Where to next on Skye?
After the Fairy Pools walk, you’re ideally located on the west side of Skye to explore more of the island.
You can head up to Dunvegan Castle & Gardens which has the famous Fairy Flag or Am Bratach Síth! Dating back to the 4th century the flag supposedly has magical powers and Fae legends surrounding it.
You can also visit Talisker Bay Beach which has a magical waterfall cascading down from the cliffs there. It was an Outlaw King filming location.
Or, why not head up to the top of the Isle of Skye to Neist Point? The drive is tiring as it’s all single-lane with passing places but the views are magical! It’s a lighthouse walk with breathtaking scenery.
On the east side of the Island, you can visit the magical Fairy Glen which is one of my favourite places on Skye.
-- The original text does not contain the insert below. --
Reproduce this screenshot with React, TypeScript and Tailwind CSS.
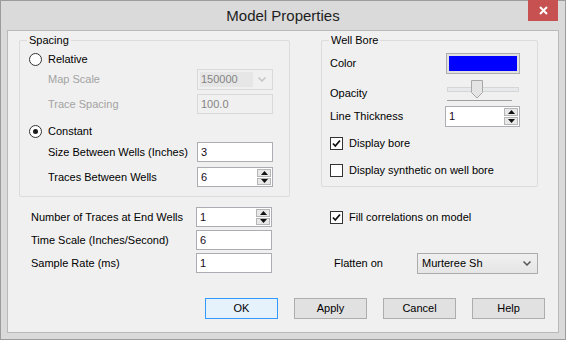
import React from "react";

const font = { fontFamily: '"Liberation Sans", Arial, sans-serif' };

function Radio({ checked }: { checked?: boolean }) {
  return (
    <div className="flex h-[13px] w-[13px] items-center justify-center rounded-full border border-[#333333] bg-white">
      {checked && <div className="h-[5px] w-[5px] rounded-full bg-[#1a1a1a]" />}
    </div>
  );
}

function Check({ checked }: { checked?: boolean }) {
  return (
    <div className="flex h-[13px] w-[13px] items-center justify-center border border-[#333333] bg-white">
      {checked && (
        <svg width="11" height="11" viewBox="0 0 11 11">
          <path d="M2 5.5 L4.3 8 L9 2.5" fill="none" stroke="#111" strokeWidth="1.8" />
        </svg>
      )}
    </div>
  );
}

function TextBox({ value, disabled, w = 76 }: { value: string; disabled?: boolean; w?: number }) {
  return (
    <div
      className={
        disabled
          ? "flex h-[20px] items-center border border-[#d9d9d9] bg-[#f0f0f0] pl-[3px] text-[#838383]"
          : "flex h-[20px] items-center border border-[#abadb3] bg-white pl-[3px] text-[#1a0a1a]"
      }
      style={{ width: w }}
    >
      {value}
    </div>
  );
}

function Arrow({ up }: { up?: boolean }) {
  return (
    <svg width="7" height="4" viewBox="0 0 7 4">
      <polygon points={up ? "3.5,0 7,4 0,4" : "0,0 7,0 3.5,4"} fill="#111" />
    </svg>
  );
}

function Spinner({ value, w = 76, h = 20 }: { value: string; w?: number; h?: number }) {
  return (
    <div className="flex border border-[#abadb3] bg-white" style={{ width: w, height: h }}>
      <div className="flex flex-1 items-center pl-[3px] text-[#1a0a1a]">{value}</div>
      <div className="flex w-[15px] flex-col gap-[1px] py-[1px] pr-[1px]">
        <div className="flex flex-1 items-center justify-center border border-[#b5b5b5] bg-[#e8e8e8]">
          <Arrow up />
        </div>
        <div className="flex flex-1 items-center justify-center border border-[#b5b5b5] bg-[#e8e8e8]">
          <Arrow />
        </div>
      </div>
    </div>
  );
}

function Chevron({ color }: { color: string }) {
  return (
    <svg width="8" height="5" viewBox="0 0 8 5">
      <path d="M0.5 0.5 L4 4 L7.5 0.5" fill="none" stroke={color} strokeWidth="1.5" />
    </svg>
  );
}

function Group({
  title,
  className,
  children,
}: {
  title: string;
  className: string;
  children: React.ReactNode;
}) {
  return (
    <div className={"relative flex flex-col rounded-[2px] border border-[#dcdcdc] " + className}>
      <div className="absolute left-[7px] top-[-8px] bg-[#f0f0f0] px-[2px] leading-[14px] text-black">
        {title}
      </div>
      {children}
    </div>
  );
}

function Button({ label, focused }: { label: string; focused?: boolean }) {
  return (
    <div
      className={
        focused
          ? "flex h-[21px] w-[73px] items-center justify-center border border-[#3399ff] bg-[#e5f1fb] text-black"
          : "flex h-[21px] w-[73px] items-center justify-center border border-[#adadad] bg-[#e1e1e1] text-black"
      }
    >
      {label}
    </div>
  );
}

export default function App() {
  return (
    <div
      className="flex h-[340px] w-[566px] flex-col border border-[#9c9c9c] bg-[#dadada] text-[11px] text-black"
      style={font}
    >
      {/* Title bar */}
      <div className="relative flex h-[29px] shrink-0 items-center justify-center">
        <div className="text-[15px] leading-[15px] text-[#1e1e1e]">Model Properties</div>
        <div className="absolute right-[7px] top-[-1px] flex h-[21px] w-[30px] items-center justify-center bg-[#c75050]">
          <svg width="9" height="9" viewBox="0 0 9 9">
            <path d="M1 1 L8 8 M8 1 L1 8" stroke="#fff" strokeWidth="2" />
          </svg>
        </div>
      </div>

      {/* Client area */}
      <div className="mx-[6px] mb-[6px] flex h-[303px] flex-col border border-[#b9b9b9] bg-[#f0f0f0]">
        {/* Top groups */}
        <div className="mt-[9px] flex items-start pl-[11px]">
          <Group title="Spacing" className="h-[157px] w-[271px] pt-[8px]">
            <div className="flex h-[20px] items-center gap-[6px] pl-[9px]">
              <Radio />
              <span>Relative</span>
            </div>
            <div className="flex h-[21px] items-center pl-[28px]">
              <span className="w-[149px] text-[#a3a3a3]">Map Scale</span>
              <div className="flex h-[21px] w-[76px] items-center border border-[#d9d9d9] bg-[#f0f0f0] p-[2px]">
                <div className="flex h-full w-[53px] items-center bg-[#e6e6e6] pl-[1px] text-[#838383]">
                  150000
                </div>
                <div className="flex flex-1 items-center justify-center">
                  <Chevron color="#c4c4c4" />
                </div>
              </div>
            </div>
            <div className="mt-[4px] flex h-[20px] items-center pl-[28px]">
              <span className="w-[149px] text-[#a3a3a3]">Trace Spacing</span>
              <TextBox value="100.0" disabled />
            </div>
            <div className="mt-[7px] flex h-[20px] items-center gap-[6px] pl-[9px]">
              <Radio checked />
              <span>Constant</span>
            </div>
            <div className="mt-[1px] flex h-[20px] items-center pl-[28px]">
              <span className="w-[149px]">Size Between Wells (Inches)</span>
              <TextBox value="3" />
            </div>
            <div className="mt-[5px] flex h-[20px] items-center pl-[28px]">
              <span className="w-[149px]">Traces Between Wells</span>
              <Spinner value="6" />
            </div>
          </Group>

          <Group title="Well Bore" className="ml-[31px] h-[147px] w-[217px] pl-[8px] pt-[12px]">
            <div className="flex h-[21px] items-center">
              <span className="w-[116px]">Color</span>
              <div className="flex h-[21px] w-[74px] border border-[#adadad] bg-[#e1e1e1] p-[2px]">
                <div className="flex-1 bg-[#0000ff]" />
              </div>
            </div>
            <div className="mt-[6px] flex h-[21px] items-start">
              <span className="mt-[5px] w-[117px]">Opacity</span>
              <div className="flex w-[72px] flex-col">
                <div className="relative flex h-[19px] items-center">
                  <div className="h-[5px] w-full border border-[#d6d6d6] bg-[#e7eaea]" />
                  <svg
                    className="absolute left-[24px] top-0"
                    width="12"
                    height="19"
                    viewBox="0 0 12 19"
                  >
                    <polygon
                      points="0.5,0.5 11.5,0.5 11.5,12.5 6,18 0.5,12.5"
                      fill="#e4e4e4"
                      stroke="#a8a8a8"
                    />
                  </svg>
                </div>
                <div className="mt-[1px] h-[1px] w-[65px] bg-[#a0a0a0]" />
              </div>
            </div>
            <div className="mt-[5px] flex h-[21px] items-center">
              <span className="w-[115px]">Line Thickness</span>
              <Spinner value="1" w={75} h={21} />
            </div>
            <div className="mt-[6px] flex h-[20px] items-center gap-[6px]">
              <Check checked />
              <span>Display bore</span>
            </div>
            <div className="mt-[7px] flex h-[20px] items-center gap-[6px]">
              <Check />
              <span>Display synthetic on well bore</span>
            </div>
          </Group>
        </div>

        {/* Bottom section */}
        <div className="mt-[10px] flex items-start">
          <div className="flex flex-col gap-[3px] pl-[23px]">
            <div className="flex h-[20px] items-center">
              <span className="w-[165px]">Number of Traces at End Wells</span>
              <Spinner value="1" />
            </div>
            <div className="flex h-[20px] items-center">
              <span className="w-[165px]">Time Scale (Inches/Second)</span>
              <TextBox value="6" />
            </div>
            <div className="flex h-[20px] items-center">
              <span className="w-[165px]">Sample Rate (ms)</span>
              <TextBox value="1" />
            </div>
          </div>
          <div className="ml-[58px] flex flex-col">
            <div className="flex h-[20px] items-center gap-[6px]">
              <Check checked />
              <span>Fill correlations on model</span>
            </div>
            <div className="mt-[26px] flex h-[21px] items-center pl-[4px]">
              <span className="w-[83px]">Flatten on</span>
              <div className="flex h-[21px] w-[121px] items-center border border-[#acacac] bg-gradient-to-b from-[#f0f0f0] to-[#e5e5e5] pl-[4px] pr-[6px]">
                <span className="flex-1">Murteree Sh</span>
                <Chevron color="#555555" />
              </div>
            </div>
          </div>
        </div>

        {/* Buttons */}
        <div className="mt-[24px] flex justify-end gap-[16px] pr-[13px]">
          <Button label="OK" focused />
          <Button label="Apply" />
          <Button label="Cancel" />
          <Button label="Help" />
        </div>
      </div>
    </div>
  );
}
Here, you can find emerald hills, a ruined castle, magical rowan trees, and even a labyrinth to make wishes to the Fae.
The colourful houses of Portree are always worth stopping for and you can take a wildlife boat trip from the harbour.
You can also add on a trip to the Quiraing where you can see it at the viewpoint or take a hike to it. Kilt Rock and a hike up to the Old Man of Storr. It’s a tough hike but worth it for the views.
Also, you must visit the hidden gem of Manuela’s Wee Bakery!